Volatility decay and the asymmetry of inverse leverage

Inverse leveraged funds suffer decay more acutely than long leveraged products because of mathematical asymmetry. If RKLB rises 50% over six months, a -2x inverse fund will lose far more than 100% of its value. Volatility decay in a bull market, combined with the daily reset, means RKLZ might fall 85–90% in a sustained uptrend—not quite wiping out (due to the 2x amplification creating a ceiling), but coming close. In a sustained down market, RKLZ can deliver outsized gains, but that scenario is statistically rare. Most of the time, volatility and market swings drain an inverse leveraged position.

An example clarifies the risk: imagine RKLB oscillates up 10%, then down 10%, ending flat over two months. A holder of RKLB breaks even. But RKLZ, resetting daily, does not break even. Over that period, RKLZ compounds its daily -2x moves, and the volatility itself bleeds the fund toward zero. This is not a fund design flaw; it is an inescapable consequence of daily rebalancing in a volatile asset.

Who holds RKLZ and for how long

RKLZ serves traders with a specific, near-term bearish conviction about Rocket Lab. Perhaps the trader believes the company’s recent share-price run has overextended ahead of a disappointing earnings announcement, or expects a near-term sector correction. RKLZ allows that trader to amplify the profit from a predicted decline without maintaining a margin account.

Some investors use RKLZ as a tactical hedge: if they are long a substantial position in RKLB but fear a near-term pullback, they might buy a small amount of RKLZ to cap losses. This hedge only works if the bearish period is brief; holding RKLZ for weeks or months to hedge a core long position is self-defeating because decay eats away the gains.

RKLZ is emphatically not a long-term short. A trader who believes RKLB is overvalued on a fundamental basis should avoid inverse leveraged products and instead simply avoid RKLB, or research direct short-selling options if convinced the downside is substantial. Holding RKLZ for months betting on a long-term decline is a path to compounded losses.
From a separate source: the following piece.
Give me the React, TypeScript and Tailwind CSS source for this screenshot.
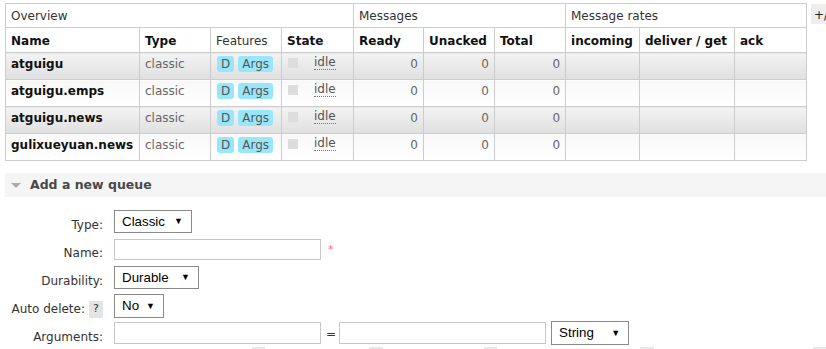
import React from "react";

const rows = ["atguigu", "atguigu.emps", "atguigu.news", "gulixueyuan.news"];

function Select({ label, w }: { label: string; w: string }) {
  return (
    <div
      className={`${w} h-full border border-[#8a8a8a] bg-white flex items-center justify-between pl-[7px] pr-[8px] text-[13.33px] text-black`}
      style={{ fontFamily: '"Liberation Sans", Arial, sans-serif' }}
    >
      <span>{label}</span>
      <span className="text-[9px] leading-none">▼</span>
    </div>
  );
}

function Label({ children }: { children: React.ReactNode }) {
  return (
    <div className="w-[103px] shrink-0 flex items-center justify-end pt-[6px] text-[12px] text-[#333]">
      {children}
    </div>
  );
}

export default function App() {
  const cell = "border border-[#ccc] px-[5px] align-top";
  return (
    <div
      className="w-[826px] h-[349px] overflow-hidden bg-white text-[12px] text-[#333]"
      style={{ fontFamily: '"DejaVu Sans", Verdana, sans-serif' }}
    >
      <div className="flex items-start pt-[3px] pl-[5px]">
        <table className="w-[801px] table-fixed border-collapse shrink-0">
          <colgroup>
            <col className="w-[134px]" />
            <col className="w-[71px]" />
            <col className="w-[71px]" />
            <col className="w-[72px]" />
            <col className="w-[70px]" />
            <col className="w-[71px]" />
            <col className="w-[71px]" />
            <col className="w-[74px]" />
            <col className="w-[95px]" />
            <col className="w-[72px]" />
          </colgroup>
          <thead>
            <tr className="h-[24px]">
              <th colSpan={4} className={`${cell} text-left font-normal align-middle pt-[3px] pb-0`}>Overview</th>
              <th colSpan={3} className={`${cell} text-left font-normal align-middle pt-[3px] pb-0`}>Messages</th>
              <th colSpan={3} className={`${cell} text-left font-normal align-middle pt-[3px] pb-0`}>Message rates</th>
            </tr>
            <tr className="h-[25px] text-[#111]">
              {["Name", "Type", "Features", "State", "Ready", "Unacked", "Total", "incoming", "deliver / get", "ack"].map(
                (h) => (
                  <th
                    key={h}
                    className={`${cell} text-left align-middle pt-[4px] pb-0 whitespace-nowrap ${h === "Features" ? "font-normal text-[#333]" : "font-bold"}`}
                  >
                    {h}
                  </th>
                )
              )}
            </tr>
          </thead>
          <tbody>
            {rows.map((name, i) => {
              const bg =
                i % 2 === 0
                  ? "bg-gradient-to-b from-[#f3f3f3] to-[#e0e0e0]"
                  : "bg-gradient-to-b from-[#f8f8f8] to-[#ffffff]";
              const c = `${cell} ${bg} h-[27px] pt-[2px] pb-0`;
              return (
                <tr key={name}>
                  <td className={`${c} font-bold text-[#111] whitespace-nowrap`}>{name}</td>
                  <td className={`${c} text-[#666]`}>classic</td>
                  <td className={c}>
                    <div className="flex gap-[4px] pt-[1px] pl-[1px]">
                      <span className="h-[16px] px-[4px] rounded-[3px] bg-[#99e6fa] text-[#555] leading-[16px]">D</span>
                      <span className="h-[16px] px-[4px] rounded-[3px] bg-[#99e6fa] text-[#555] leading-[16px]">Args</span>
                    </div>
                  </td>
                  <td className={c}>
                    <div className="flex items-start pl-[1px]">
                      <span className="mt-[3px] w-[10px] h-[10px] bg-[#ddd]" />
                      <span className="ml-[16px] text-[#555] border-b border-dotted border-[#777] leading-[14px]">idle</span>
                    </div>
                  </td>
                  <td className={`${c} text-right text-[#666]`}>0</td>
                  <td className={`${c} text-right text-[#666]`}>0</td>
                  <td className={`${c} text-right text-[#666]`}>0</td>
                  <td className={c}></td>
                  <td className={c}></td>
                  <td className={c}></td>
                </tr>
              );
            })}
          </tbody>
        </table>
        <div className="ml-[4px] mt-[1px] h-[20px] w-[30px] shrink-0 bg-[#eee] pl-[3px] pt-[2px] text-[12px] text-[#222] whitespace-nowrap">
          +/-
        </div>
      </div>

      <div className="mt-[12px] ml-[5px] h-[24px] bg-[#f5f5f5] flex items-center">
        <span className="ml-[6px] w-0 h-0 border-l-[5px] border-r-[5px] border-t-[5px] border-l-transparent border-r-transparent border-t-[#aaa]" />
        <span className="ml-[9px] font-bold text-[12.5px] text-[#484848]">Add a new queue</span>
      </div>

      <div className="flex flex-col">
        <div className="flex h-[23px] mt-[13px]">
          <Label>Type:</Label>
          <div className="ml-[11px] h-full">
            <Select label="Classic" w="w-[78px]" />
          </div>
        </div>
        <div className="flex h-[21px] mt-[6px]">
          <Label>Name:</Label>
          <div className="ml-[11px] w-[207px] h-full border border-[#c8c8c8] bg-white" />
          <span className="ml-[7px] mt-[3px] text-[11px] text-[#f07080]">*</span>
        </div>
        <div className="flex h-[23px] mt-[6px]">
          <Label>Durability:</Label>
          <div className="ml-[11px] h-full">
            <Select label="Durable" w="w-[85px]" />
          </div>
        </div>
        <div className="flex h-[24px] mt-[5px]">
          <div className="w-[103px] shrink-0 flex items-center justify-end pt-[6px] text-[12px] text-[#333]">
            <span>Auto delete:</span>
            <span className="ml-[4px] w-[14px] h-[17px] bg-[#e4e4e4] flex items-center justify-center text-[11px] text-[#333]">?</span>
          </div>
          <div className="ml-[11px] h-full">
            <Select label="No" w="w-[50px]" />
          </div>
        </div>
        <div className="flex h-[22px] mt-[4px] items-start">
          <Label>Arguments:</Label>
          <div className="ml-[11px] w-[207px] h-[22px] border border-[#c8c8c8] bg-white" />
          <span className="ml-[5px] mt-[3px] text-[12px] text-[#333]">=</span>
          <div className="ml-[3px] w-[207px] h-[22px] border border-[#c8c8c8] bg-white" />
          <div className="ml-[5px] h-[24px] -mt-[1px]">
            <Select label="String" w="w-[78px]" />
          </div>
        </div>
        <div className="flex mt-[3px] h-[10px]">
          <span className="ml-[252px] w-[14px] h-[10px] bg-[#e8e8e8]" />
          <span className="ml-[104px] w-[14px] h-[10px] bg-[#e8e8e8]" />
          <span className="ml-[101px] w-[14px] h-[10px] bg-[#e8e8e8]" />
          <span className="ml-[143px] w-[14px] h-[10px] bg-[#e8e8e8]" />
          <span className="ml-[159px] w-[14px] h-[10px] bg-[#e8e8e8]" />
        </div>
      </div>
    </div>
  );
}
Costs, liquidity, and execution

RKLZ carries an expense ratio higher than a plain equity ETF, reflecting the cost of derivatives, daily rebalancing, and operational complexity. The exact ratio is published in the fund’s prospectus. Additionally, the bid-ask spread—the difference between buy and sell prices—tends to be wider for RKLZ than for RKLB itself, because far fewer traders are interested in a 2x short single-stock fund at any given moment. If a trader needs to exit a large position, they may face meaningful slippage between their intended price and execution price.

The fund trades during market hours on an exchange, so it is liquid enough for day traders and short-term tacticians. But it is not suitable for buy-and-hold investors, and it is not a substitute for a proper portfolio hedge.

Risks and how to research RKLZ

The primary risk is compounded loss if the market direction is wrong. If a trader buys RKLZ betting on a decline and RKLB instead rallies 20%, the loss is amplified to nearly 40%. The 2x leverage cuts both ways, and on the short side, losses compound quickly in a sustained bull market.

A secondary risk is liquidity stress during volatile markets. If RKLB gaps down sharply at the open—perhaps due to a major announcement—RKLZ gaps up proportionally. But if the fund’s trading volume dries up, a trader holding a large position may be trapped or forced to exit at unfavorable prices.

A reader considering RKLZ should first assess RKLB fundamentally: is there a genuine bearish case, or is this a guess? Then read RKLZ’s prospectus, focusing on the volatility-decay and daily-reset warnings. Backtest RKLZ’s behavior through periods of RKLB strength and weakness—the clearest way to see how decay actually works in practice. And crucially, ask yourself: am I holding this for a specific near-term catalyst, or for months? If the latter, RKLZ is the wrong tool.